The reduction of the Nestorians and Jacobites was most Complete — and not entirely for the preceding reasons. Their heavily rural concentration in the east not only exposed the Nestorians to the perennial pressures of Arab nomads (which pressures increased always in direct proportion to the weakness of the central government) but placed them squarely in the path of the Turkomen and Mongol invasions of the eleventh, twelfth, and thirteenth centuries. Nor was their plight alleviated by the Timurid "restoration." The Jacobites, concentrated in the rural east and west, were exposed to many of the same pressures of Arab and Turkomen tribes as well as to maximum damage from the general economic decline and relative intolerance (this latter largely a Crusader legacy) of the Mamluk period, c. 1250-1516. With these factors must be noted the lack of moral and material support from cosectaries beyond the "Abode of Islam." The only other Monophysites in any number were the Copts of Egypt and perhaps the Armenians — the former under the sway of Islam and undergoing the same process of erosion as their Syrian brethren, while the free development of the latter was threatened now by Byzantium and now by Islam. The far-flung missionary activity of the Nestorians, and to some extent the Jacobites, gave rise only to small, beleaguered, and, excepting the Monophysites of south India, ultimately ephemeral communities. Nor would any explanation of the almost total reduction of the Nestorians and Jacobites be complete without pointing out that their role (partly the result of the Islamic thrust of their respective christologies?) in the construction of medieval Muslim civilization was of a magnitude sufficient to lead many of them to complete identification with it.
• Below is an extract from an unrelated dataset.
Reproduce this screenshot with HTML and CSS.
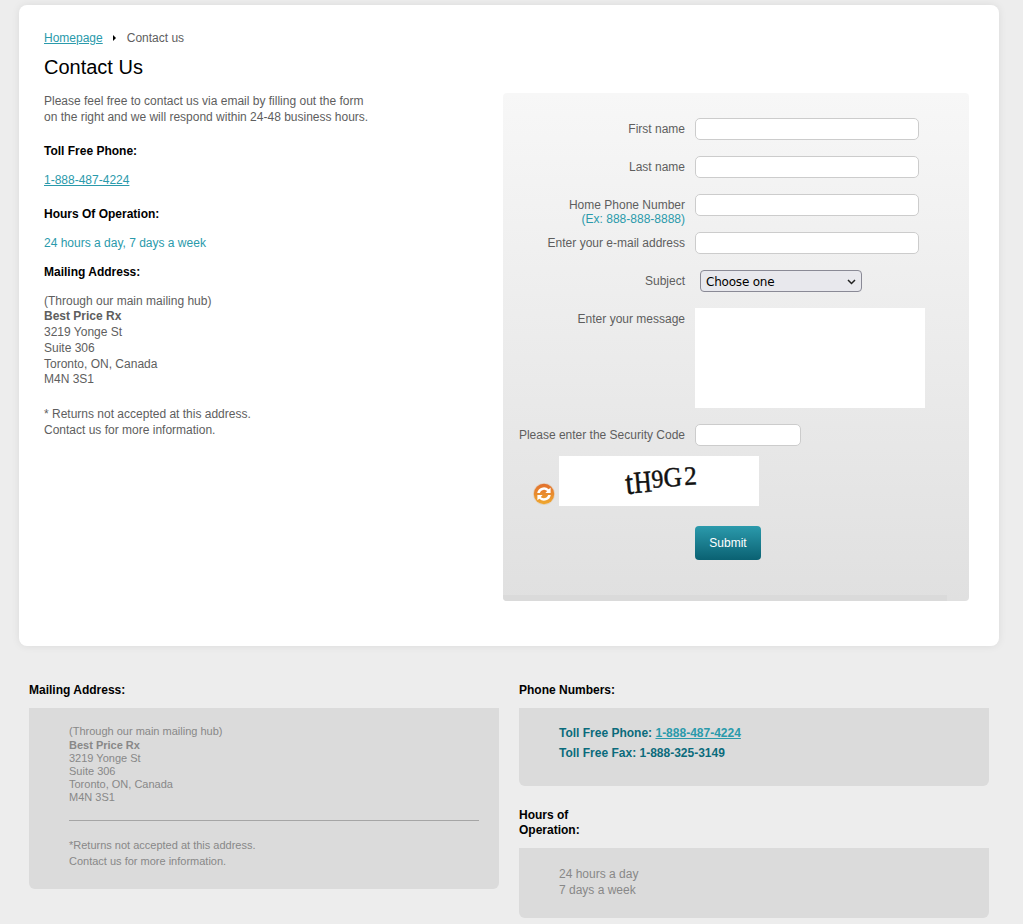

The Maronites were preserved in some strength only by the relative security of their mountain home, for between the exit of the Crusaders and the seventeenth century any support they received from their Latin coreligionists was inconsequential. The Melkites too survived in some strength, essentially because of their urban concentration and their connections with the living and long-creative civilization of Byzantium. For both communities, however, the Mamluk era was less than happy.
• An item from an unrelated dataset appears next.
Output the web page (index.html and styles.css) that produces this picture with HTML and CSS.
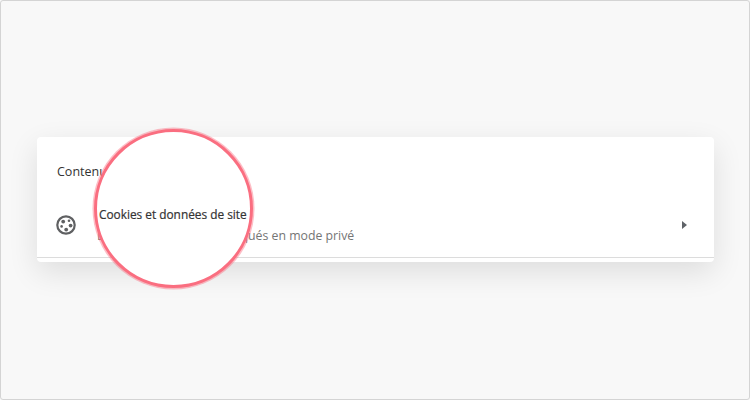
FILE: index.html
```html
<!DOCTYPE html>
<html lang="fr">
<head>
    <meta charset="UTF-8">
    <meta name="viewport" content="width=device-width, initial-scale=1.0">
    <title>Cookies et données de site</title>
    <link rel="stylesheet" href="styles.css">
</head>
<body>
    <div class="frame">
        <div class="card">
            <h2 class="card-title">Contenu</h2>
            <div class="row">
                <svg class="cookie-icon" width="20" height="20" viewBox="0 0 20 20">
                    <circle cx="10" cy="10" r="8.7" fill="none" stroke="#5f6062" stroke-width="2.2"/>
                    <circle cx="7.2" cy="6.6" r="1.9" fill="#5f6062"/>
                    <circle cx="13" cy="5.8" r="1.3" fill="#5f6062"/>
                    <circle cx="5.6" cy="11.4" r="1.3" fill="#5f6062"/>
                    <circle cx="10.2" cy="14.6" r="1.9" fill="#5f6062"/>
                    <circle cx="14.6" cy="10.6" r="1.9" fill="#5f6062"/>
                </svg>
                <div class="row-text">
                    <div class="row-sub">Les cookies tiers sont bloqués en mode privé</div>
                </div>
                <div class="arrow"></div>
            </div>
            <div class="divider"></div>
        </div>

        <!-- loupe over the row title -->
        <div class="lens">
            <div class="lens-title">Cookies et données de site</div>
        </div>
    </div>
</body>
</html>
```

FILE: styles.css
```css
* {
    margin: 0;
    padding: 0;
    box-sizing: border-box;
    font-family: 'Open Sans', 'Noto Sans', sans-serif;
}

body {
    width: 750px;
    height: 400px;
    overflow: hidden;
    background: #f8f8f8;
}

.frame {
    position: relative;
    width: 750px;
    height: 400px;
    padding: 136px 36px 0;
    background: #f8f8f8;
    border: 1px solid #d4d4d4;
    border-radius: 3px;
}

.card {
    width: 677px;
    height: 125px;
    background: #fff;
    border-radius: 4px;
    box-shadow: 0 10px 30px rgba(0, 0, 0, 0.11);
}

.card-title {
    padding: 26px 20px 0;
    height: 60px;
    font-size: 12.5px;
    line-height: 18px;
    font-weight: 400;
    color: #333;
}

.row {
    display: flex;
    align-items: center;
    height: 60px;
    padding: 0 27px 0 19px;
}

.cookie-icon {
    flex-shrink: 0;
    margin-bottom: 4px;
    margin-right: 21px;
}

.row-text {
    flex: 1;
    padding-top: 18px;
}

.row-sub {
    font-size: 12.3px;
    line-height: 18px;
    color: #757575;
}

.arrow {
    width: 0;
    height: 0;
    margin-bottom: 4px;
    border-left: 5px solid #5f6368;
    border-top: 4.5px solid transparent;
    border-bottom: 4.5px solid transparent;
}

.divider {
    height: 1px;
    background: #dcdcdc;
}

.lens {
    position: absolute;
    left: 93px;
    top: 128px;
    width: 159px;
    height: 159px;
    background: #fff;
    border: 3px solid #fa6e80;
    border-radius: 50%;
    box-shadow: 0 0 0 1.5px rgba(250, 110, 128, 0.45);
}

.lens-title {
    position: absolute;
    left: 2px;
    top: 74px;
    font-size: 11.85px;
    line-height: 17px;
    white-space: nowrap;
    color: #333;
    -webkit-text-stroke: 0.2px #333;
}
```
In brief, then, as we approach the sixteenth century and the era of Ottoman Muslim control in Syria, the dominant Christian communities are the Maronites, found almost entirely in the northern sections of Mt. Lebanon, and the Orthodox Melkites, found in small pockets throughout Syria but in strength only in the lower reaches of the mountains above Tripoli and in the urban centers; even in the urban centers, however, they constitute a minority. The Jacobites and Nestorians are numerically insignificant remnants of once proud traditions while a small though economically important Armenian community, ethnically and linguistically distinct from the rest of the Syrian population, can be found mainly in Aleppo. Together, in roughly equal proportions, the Maronites and Melkites make up perhaps one-fourth to one-third of the Syrian population.
II
As the seventeenth century opened, and with It the modern history of the Near East, a role for the Syrian Christians in any political or intellectual movement which might fructify in the life of the Muslim community seemed unlikely. Despite the probability that until the late thirteenth century they had formed the majority element in Syrian society, their energies, particularly after the tenth century, had been expended in a struggle for simple survival against a militant faith which was not less successful for substituting a policy of tolerance and studied humiliation for one of open persecution.
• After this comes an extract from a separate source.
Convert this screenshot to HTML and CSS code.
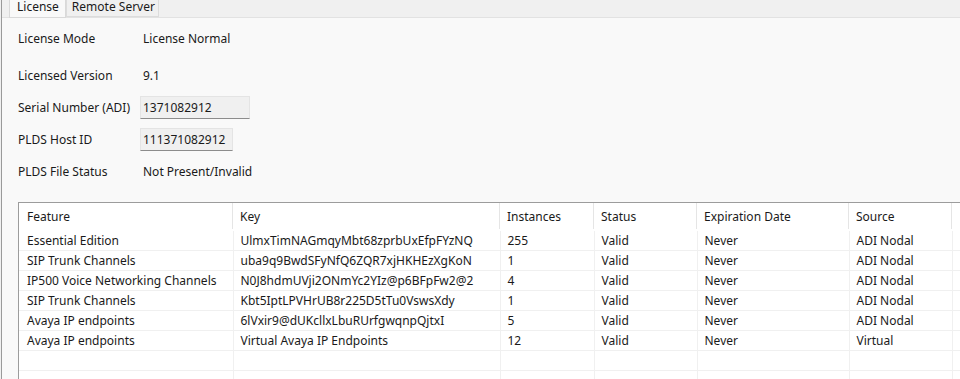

At the risk of imposing a rather too neat order on things, it may be claimed that the intellectually and, to a marked degree, aesthetically creative phase of Syrian Christianity ended soon after the demise of the Umayyad Caliphate in 750. The less than one hundred years of this Arab Muslim monarchy witnessed the rapid development of the political organization but little more than the first stirrings toward concrete institutionalization of the Islamic theocracy implied by the Koran and the Prophet's community at Madinah. The still poorly equipped Muslim jurists and theologians could only begin to ponder the questions being posed by Eastern Christianity and the Hellenistic thought it had in part embodied. The intellectual and social milieu was, if anything, more latitudinarian than it had been under the official Orthodoxy of Byzantium and possibly more latitudinarian than at any time until the period following the First World War. So far indeed was the Muslim community from achieving its intellectually distinct identity that the last of the great Syrian Christian doctors, St. John of Damascus (d. 748) could regard Islam more or less as another Christian heresy. And a certain symbolic richness lies in the fact that the Umayyad dynasty and the Melkite Damascene (who before taking the monk's garb had been, or so legend informs us, friend and drinking companion of the son and heir of the first Umayyad) died within two years of each other. For the destruction of the Umayyads signaled an acceleration of the process of institutionalization of the theoretic Islamic theocracy, and the passing of Syrian Christianity from its creative age to a twilight age of transmission.
This, the first age of transmission, covered the period from roughly 750 to 950 when largely Nestorian and Jacobite translators, working from Greek into Arabic directly or, more commonly, through extant translations in their native Syriac, brought to the eager Muslims virtually the entire range of Syrian Christian and pagan Greek thought, the catalytic agents through which were created the characteristic institutions of medieval Islam. Before the end of the tenth century the law (in Schacht's felicitous phrase, "the essential kernel of Islam") had been shaped in its fullness and theoretic immutability. At the death of al-Ghazzali in IIII, Islamic law, theology, and mysticism had been launched toward something resembling equilibrium, and a self-contained intellectual system more or less definitively formed. Islam, with a brilliance that still impresses, had delineated the area that would contain all journeys. With fewer and fewer exceptions, meaningful political and cultural participation in the life of the Islamic world came to presuppose adherence to the faith of the Prophet in its Sunni formulation.
The end of the first age of transmission, then, saw the intellectual and aesthetic impulse of the Syrian Christians gradually reduced to commentary and compilation (and these only irregularly pursued), even as their numerical preponderance was reduced from a substantial majority in the eleventh, and even as late as the thirteenth, century to perhaps some 30 percent of the population in the sixteenth. The sustained play of the creative impulse is not characteristic of the beleaguered community. For the Christians who remained, communal preservation was all.